1. Environment: It sets limits to the social change and may bring very rapid change in society. Difficult environmental conditions make slow the development of an advanced technology. In suitable environmental conditions, they grow and develop faster. If there are unfavourable environmental conditions, a society may remain backward. Isolated societies remain underdeveloped whereas well communicated societies develop rapidly. Natural disasters like flood, cyclone, drought force people to move from place to place, thus bringing social change in their lives.

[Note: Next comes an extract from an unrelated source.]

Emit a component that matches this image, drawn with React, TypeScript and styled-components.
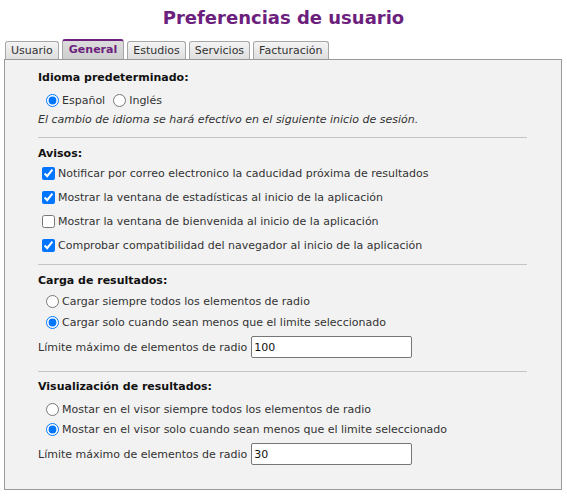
import React from 'react'
import styled, { createGlobalStyle, css } from 'styled-components'

const GlobalStyle = createGlobalStyle`
  body {
    margin: 0;
    background: #ffffff;
    font-family: "DejaVu Sans", Verdana, sans-serif;
    font-size: 11px;
    color: #222;
  }
`

const Page = styled.div`
  width: 567px;
  height: 496px;
  box-sizing: border-box;
  padding-top: 6px;
`

const Title = styled.h1`
  margin: 0;
  height: 33px;
  text-align: center;
  font-size: 18px;
  line-height: 24px;
  font-weight: bold;
  color: #6c1f7d;
`

const TabBar = styled.div`
  display: flex;
  align-items: flex-end;
  gap: 3px;
  padding-left: 5px;
  height: 20px;
`

const Tab = styled.div<{ $active?: boolean }>`
  box-sizing: border-box;
  height: 18px;
  padding: 0 5px;
  line-height: 17px;
  border: 1px solid #a6a6a6;
  border-bottom: none;
  border-radius: 3px 3px 0 0;
  background: linear-gradient(#f4f4f4, #dedede);
  color: #333;
  white-space: nowrap;

  ${p => p.$active && css`
    height: 20px;
    line-height: 18px;
    padding: 0 6px;
    border-top: 2px solid #6c1f7d;
    background: linear-gradient(#dcdcdc, #cfcfcf);
    color: #6c1f7d;
    font-weight: bold;
  `}
`

const Panel = styled.div`
  box-sizing: border-box;
  margin-left: 4px;
  width: 558px;
  height: 431px;
  border: 1px solid #999;
  background: #f2f2f2;
  padding: 10px 34px 0 33px;
`

const Section = styled.div<{ $top?: number }>`
  display: flex;
  flex-direction: column;
  margin-top: ${p => p.$top ?? 0}px;
`

const Heading = styled.div`
  font-weight: bold;
  color: #111;
  line-height: 16px;
  height: 16px;
`

const Row = styled.label<{ $top?: number; $h?: number }>`
  display: flex;
  align-items: center;
  height: ${p => p.$h ?? 20}px;
  margin-top: ${p => p.$top ?? 0}px;
  color: #333;
  white-space: nowrap;
`

const Radio = styled.input.attrs({ type: 'radio' })<{ $left?: number }>`
  width: 13px;
  height: 13px;
  margin: 0 3px 0 ${p => p.$left ?? 8}px;
`

const Check = styled.input.attrs({ type: 'checkbox' })`
  width: 13px;
  height: 13px;
  margin: 0 3px 0 4px;
`

const Note = styled.div`
  margin-top: 4px;
  line-height: 16px;
  font-style: italic;
  color: #333;
`

const Divider = styled.hr<{ $top: number }>`
  margin: ${p => p.$top}px 0 0 0;
  border: none;
  border-top: 1px solid #c4c4c4;
  height: 0;
`

const LimitRow = styled.div<{ $top: number }>`
  display: flex;
  align-items: center;
  gap: 4px;
  margin-top: ${p => p.$top}px;
  color: #333;
`

const LimitInput = styled.input`
  box-sizing: border-box;
  width: 161px;
  height: 22px;
  border: 1px solid #767676;
  border-radius: 2px;
  padding: 0 2px;
  background: #fff;
  font-family: "DejaVu Sans", Verdana, sans-serif;
  font-size: 11px;
  color: #111;
`

const tabs = ['Usuario', 'General', 'Estudios', 'Servicios', 'Facturación']

const avisos = [
  { text: 'Notificar por correo electronico la caducidad próxima de resultados', on: true },
  { text: 'Mostrar la ventana de estadísticas al inicio de la aplicación', on: true },
  { text: 'Mostrar la ventana de bienvenida al inicio de la aplicación', on: false },
  { text: 'Comprobar compatibilidad del navegador al inicio de la aplicación', on: true },
]

export default function App() {
  return (
    <Page>
      <GlobalStyle />
      <Title>Preferencias de usuario</Title>
      <TabBar>
        {tabs.map(t => (
          <Tab key={t} $active={t === 'General'}>{t}</Tab>
        ))}
      </TabBar>
      <Panel>
        <Section>
          <Heading>Idioma predeterminado:</Heading>
          <Row $top={6} $h={16}>
            <Radio name="idioma" defaultChecked />Español
            <Radio name="idioma" $left={8} />Inglés
          </Row>
          <Note>El cambio de idioma se hará efectivo en el siguiente inicio de sesión.</Note>
        </Section>
        <Divider $top={9} />

        <Section $top={8}>
          <Heading>Avisos:</Heading>
          {avisos.map((a, i) => (
            <Row key={a.text} $top={i === 0 ? 1 : 4}>
              <Check defaultChecked={a.on} />{a.text}
            </Row>
          ))}
        </Section>
        <Divider $top={9} />

        <Section $top={8}>
          <Heading>Carga de resultados:</Heading>
          <Row $top={2}>
            <Radio name="carga" />Cargar siempre todos los elementos de radio
          </Row>
          <Row $top={1}>
            <Radio name="carga" defaultChecked />Cargar solo cuando sean menos que el limite seleccionado
          </Row>
          <LimitRow $top={4}>
            Límite máximo de elementos de radio
            <LimitInput defaultValue="100" />
          </LimitRow>
        </Section>
        <Divider $top={13} />

        <Section $top={7}>
          <Heading>Visualización de resultados:</Heading>
          <Row $top={4}>
            <Radio name="visor" />Mostar en el visor siempre todos los elementos de radio
          </Row>
          <Row>
            <Radio name="visor" defaultChecked />Mostar en el visor solo cuando sean menos que el limite seleccionado
          </Row>
          <LimitRow $top={4}>
            Límite máximo de elementos de radio
            <LimitInput defaultValue="30" />
          </LimitRow>
        </Section>
      </Panel>
    </Page>
  )
}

2. Population: Change in the size of population brings about change in the economic life of the people and other aspects of life. Decrease in population may solve some social problems, decrease unemployment, whereas increase will do to the contrary. Industrialised nations need to maintain a balance between the size of the population and natural resources.
3. Technology: Social change is more rapid in technologically developed societies. In traditional societies, changes are very slow. Complexity in social structure grows along with advancement of technology. Due to advancement of technology, simple division of labour of the traditional societies has changed into complex form of division of labour. This has helped in the development of occupational specialisation. However, this has divided the population into a number of groups.
4. Values and Beliefs: On one hand, new social values and beliefs can bring about
social change, whereas they may also cause resistance to it. Changes in values and beliefs take a long time to be realized. When changes occur in society, they are noticed only partially.
5. Diffusion: Diffusion is an important mechanism of social change. Borrowing of cultural traits from an advanced society by a backward society is a normal process. This brings about social change. The backward societies change very rapidly and become modem by borrowing advanced technologies from the advanced societies. Non material traits like religion, ideology, beliefs and values change very slowly.